▶ _Work to complete_: Tally how many lines hold the string "this". Your reply should be that number alone.

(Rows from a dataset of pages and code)
# # #

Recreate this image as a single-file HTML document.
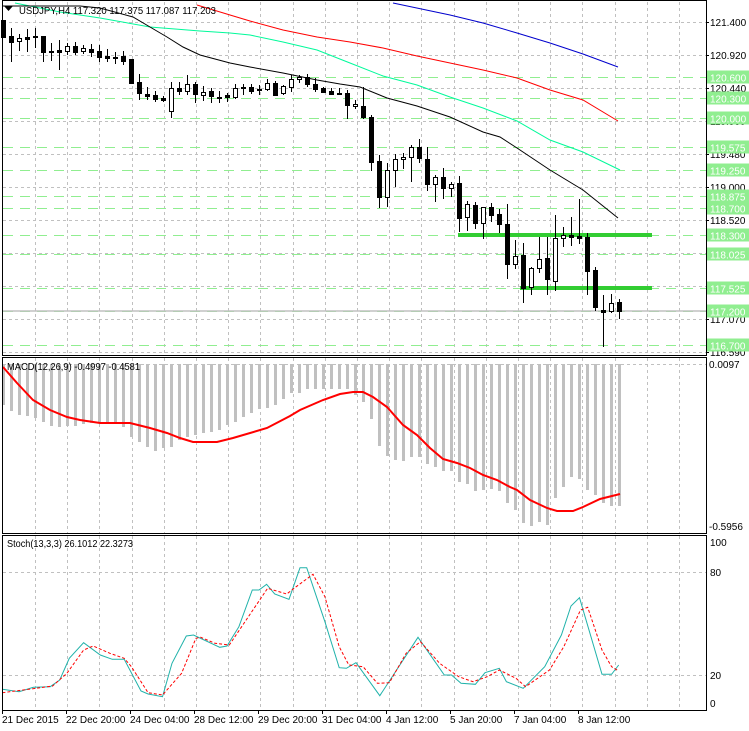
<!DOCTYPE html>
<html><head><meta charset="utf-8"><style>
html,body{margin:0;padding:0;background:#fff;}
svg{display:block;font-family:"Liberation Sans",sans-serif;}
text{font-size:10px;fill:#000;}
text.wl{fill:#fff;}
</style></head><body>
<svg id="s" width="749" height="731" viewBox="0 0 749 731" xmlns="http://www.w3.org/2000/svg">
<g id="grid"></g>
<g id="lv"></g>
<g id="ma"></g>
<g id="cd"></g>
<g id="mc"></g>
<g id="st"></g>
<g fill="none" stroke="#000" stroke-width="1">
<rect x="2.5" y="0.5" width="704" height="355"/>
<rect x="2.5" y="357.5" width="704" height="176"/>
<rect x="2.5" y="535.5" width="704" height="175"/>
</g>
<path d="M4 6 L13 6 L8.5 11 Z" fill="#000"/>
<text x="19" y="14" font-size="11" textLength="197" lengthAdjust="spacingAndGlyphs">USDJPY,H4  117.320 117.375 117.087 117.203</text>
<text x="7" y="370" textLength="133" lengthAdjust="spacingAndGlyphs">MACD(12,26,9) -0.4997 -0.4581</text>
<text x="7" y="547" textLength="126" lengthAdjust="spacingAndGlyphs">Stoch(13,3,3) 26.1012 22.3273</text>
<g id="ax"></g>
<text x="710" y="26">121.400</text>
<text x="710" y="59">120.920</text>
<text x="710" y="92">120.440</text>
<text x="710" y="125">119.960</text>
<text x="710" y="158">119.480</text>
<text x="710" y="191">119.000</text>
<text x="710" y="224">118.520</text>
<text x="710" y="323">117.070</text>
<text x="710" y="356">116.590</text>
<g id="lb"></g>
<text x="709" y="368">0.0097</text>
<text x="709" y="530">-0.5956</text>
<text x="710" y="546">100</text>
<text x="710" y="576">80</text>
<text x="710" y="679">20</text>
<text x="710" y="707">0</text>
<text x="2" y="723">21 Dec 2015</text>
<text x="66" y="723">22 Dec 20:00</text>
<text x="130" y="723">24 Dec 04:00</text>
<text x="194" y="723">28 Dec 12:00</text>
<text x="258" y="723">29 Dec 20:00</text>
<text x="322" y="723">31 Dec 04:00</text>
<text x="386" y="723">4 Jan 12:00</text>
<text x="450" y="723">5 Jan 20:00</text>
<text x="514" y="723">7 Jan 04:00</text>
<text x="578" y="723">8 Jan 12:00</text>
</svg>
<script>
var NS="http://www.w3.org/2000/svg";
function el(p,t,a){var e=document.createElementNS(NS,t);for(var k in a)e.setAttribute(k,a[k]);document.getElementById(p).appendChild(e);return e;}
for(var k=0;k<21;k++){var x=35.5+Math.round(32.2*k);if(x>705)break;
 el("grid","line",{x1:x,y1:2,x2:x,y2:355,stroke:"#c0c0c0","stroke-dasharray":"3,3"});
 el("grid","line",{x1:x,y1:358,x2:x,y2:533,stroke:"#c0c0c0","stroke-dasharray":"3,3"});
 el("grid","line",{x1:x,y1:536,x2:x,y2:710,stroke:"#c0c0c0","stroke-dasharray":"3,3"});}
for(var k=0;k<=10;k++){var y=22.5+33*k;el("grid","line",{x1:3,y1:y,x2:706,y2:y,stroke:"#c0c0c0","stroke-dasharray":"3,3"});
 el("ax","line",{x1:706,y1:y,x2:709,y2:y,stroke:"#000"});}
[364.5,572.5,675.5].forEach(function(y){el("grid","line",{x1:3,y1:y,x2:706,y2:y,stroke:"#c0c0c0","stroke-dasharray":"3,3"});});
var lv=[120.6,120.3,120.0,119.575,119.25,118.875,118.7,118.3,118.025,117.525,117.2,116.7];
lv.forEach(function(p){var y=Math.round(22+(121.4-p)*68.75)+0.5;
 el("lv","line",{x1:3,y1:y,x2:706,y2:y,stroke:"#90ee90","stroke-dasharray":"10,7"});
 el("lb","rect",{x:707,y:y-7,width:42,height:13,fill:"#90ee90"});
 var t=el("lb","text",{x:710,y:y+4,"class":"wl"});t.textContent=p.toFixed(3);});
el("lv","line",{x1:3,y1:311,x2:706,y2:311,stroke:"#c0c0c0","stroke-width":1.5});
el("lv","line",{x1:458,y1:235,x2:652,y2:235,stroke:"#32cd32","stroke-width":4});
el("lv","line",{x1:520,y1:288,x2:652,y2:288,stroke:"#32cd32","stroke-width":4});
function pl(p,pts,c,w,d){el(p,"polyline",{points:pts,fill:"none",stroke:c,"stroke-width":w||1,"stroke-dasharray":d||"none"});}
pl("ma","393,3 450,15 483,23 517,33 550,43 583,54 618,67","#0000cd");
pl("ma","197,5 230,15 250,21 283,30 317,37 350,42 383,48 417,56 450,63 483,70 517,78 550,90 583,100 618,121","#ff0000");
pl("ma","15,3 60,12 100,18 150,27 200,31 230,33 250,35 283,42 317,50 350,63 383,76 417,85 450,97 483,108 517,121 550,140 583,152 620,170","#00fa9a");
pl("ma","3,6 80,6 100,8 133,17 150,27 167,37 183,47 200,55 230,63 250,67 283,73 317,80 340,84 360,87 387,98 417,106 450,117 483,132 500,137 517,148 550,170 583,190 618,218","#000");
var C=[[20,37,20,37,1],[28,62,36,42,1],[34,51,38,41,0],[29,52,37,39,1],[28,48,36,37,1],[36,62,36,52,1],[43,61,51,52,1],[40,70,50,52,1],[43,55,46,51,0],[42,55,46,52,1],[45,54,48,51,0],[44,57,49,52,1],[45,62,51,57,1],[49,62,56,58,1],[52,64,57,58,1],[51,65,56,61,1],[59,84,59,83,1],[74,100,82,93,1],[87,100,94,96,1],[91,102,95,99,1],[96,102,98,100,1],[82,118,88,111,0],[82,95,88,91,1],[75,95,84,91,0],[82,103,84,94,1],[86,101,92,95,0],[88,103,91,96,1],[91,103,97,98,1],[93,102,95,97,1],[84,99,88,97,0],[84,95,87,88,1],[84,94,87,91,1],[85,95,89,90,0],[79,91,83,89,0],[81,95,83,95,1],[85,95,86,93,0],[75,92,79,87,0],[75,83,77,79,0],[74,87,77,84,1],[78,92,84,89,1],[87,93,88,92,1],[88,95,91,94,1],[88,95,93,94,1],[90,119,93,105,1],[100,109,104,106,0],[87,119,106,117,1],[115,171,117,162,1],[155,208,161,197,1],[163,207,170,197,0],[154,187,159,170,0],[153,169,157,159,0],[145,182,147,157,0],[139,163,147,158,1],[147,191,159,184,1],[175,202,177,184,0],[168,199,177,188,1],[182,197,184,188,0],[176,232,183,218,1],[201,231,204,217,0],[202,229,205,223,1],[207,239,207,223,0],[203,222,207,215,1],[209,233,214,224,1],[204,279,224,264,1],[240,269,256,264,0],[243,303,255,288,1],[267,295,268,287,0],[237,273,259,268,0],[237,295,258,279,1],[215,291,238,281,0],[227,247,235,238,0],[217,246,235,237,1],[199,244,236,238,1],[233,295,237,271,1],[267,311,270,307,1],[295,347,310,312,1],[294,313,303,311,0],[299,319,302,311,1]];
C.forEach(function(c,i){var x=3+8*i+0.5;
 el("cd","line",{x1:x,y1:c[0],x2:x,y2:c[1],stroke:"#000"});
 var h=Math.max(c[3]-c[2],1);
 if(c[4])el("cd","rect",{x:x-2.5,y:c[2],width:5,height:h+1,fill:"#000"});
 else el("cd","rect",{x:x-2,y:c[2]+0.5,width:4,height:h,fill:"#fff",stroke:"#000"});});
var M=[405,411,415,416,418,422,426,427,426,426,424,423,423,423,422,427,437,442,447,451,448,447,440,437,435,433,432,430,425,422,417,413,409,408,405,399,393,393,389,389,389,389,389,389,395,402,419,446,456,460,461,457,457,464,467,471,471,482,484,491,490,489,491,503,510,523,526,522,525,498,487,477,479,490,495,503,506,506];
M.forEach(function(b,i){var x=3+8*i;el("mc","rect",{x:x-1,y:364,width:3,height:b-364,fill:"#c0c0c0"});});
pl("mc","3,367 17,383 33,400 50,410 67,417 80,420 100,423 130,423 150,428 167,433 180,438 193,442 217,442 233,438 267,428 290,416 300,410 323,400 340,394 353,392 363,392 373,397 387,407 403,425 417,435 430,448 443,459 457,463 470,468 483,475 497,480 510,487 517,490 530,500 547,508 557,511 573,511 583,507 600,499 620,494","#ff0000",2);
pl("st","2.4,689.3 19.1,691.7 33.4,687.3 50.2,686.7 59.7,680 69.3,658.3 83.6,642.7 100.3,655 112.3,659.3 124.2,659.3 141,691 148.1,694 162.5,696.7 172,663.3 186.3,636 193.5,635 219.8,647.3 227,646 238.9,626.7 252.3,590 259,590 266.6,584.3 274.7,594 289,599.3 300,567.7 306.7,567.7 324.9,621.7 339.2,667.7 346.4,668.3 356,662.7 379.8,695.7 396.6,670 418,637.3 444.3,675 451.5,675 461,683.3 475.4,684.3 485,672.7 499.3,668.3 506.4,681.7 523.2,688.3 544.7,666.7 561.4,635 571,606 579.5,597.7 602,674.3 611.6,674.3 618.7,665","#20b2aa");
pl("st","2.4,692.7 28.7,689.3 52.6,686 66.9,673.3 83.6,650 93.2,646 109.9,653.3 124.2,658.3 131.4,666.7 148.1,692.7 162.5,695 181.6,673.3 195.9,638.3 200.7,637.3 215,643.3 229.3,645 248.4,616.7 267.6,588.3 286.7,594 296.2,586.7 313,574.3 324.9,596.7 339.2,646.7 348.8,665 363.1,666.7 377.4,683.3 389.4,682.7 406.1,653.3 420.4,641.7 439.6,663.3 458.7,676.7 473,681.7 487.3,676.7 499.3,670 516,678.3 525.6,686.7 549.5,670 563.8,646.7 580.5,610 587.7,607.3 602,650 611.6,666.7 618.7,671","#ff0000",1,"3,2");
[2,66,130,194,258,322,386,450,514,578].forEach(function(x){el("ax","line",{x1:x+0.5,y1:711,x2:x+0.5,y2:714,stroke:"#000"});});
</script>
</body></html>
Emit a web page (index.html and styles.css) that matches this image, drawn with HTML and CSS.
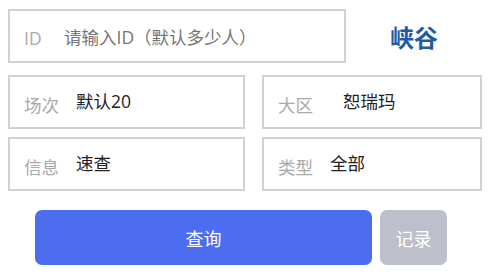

# # #

▶ _Exercise output_: 2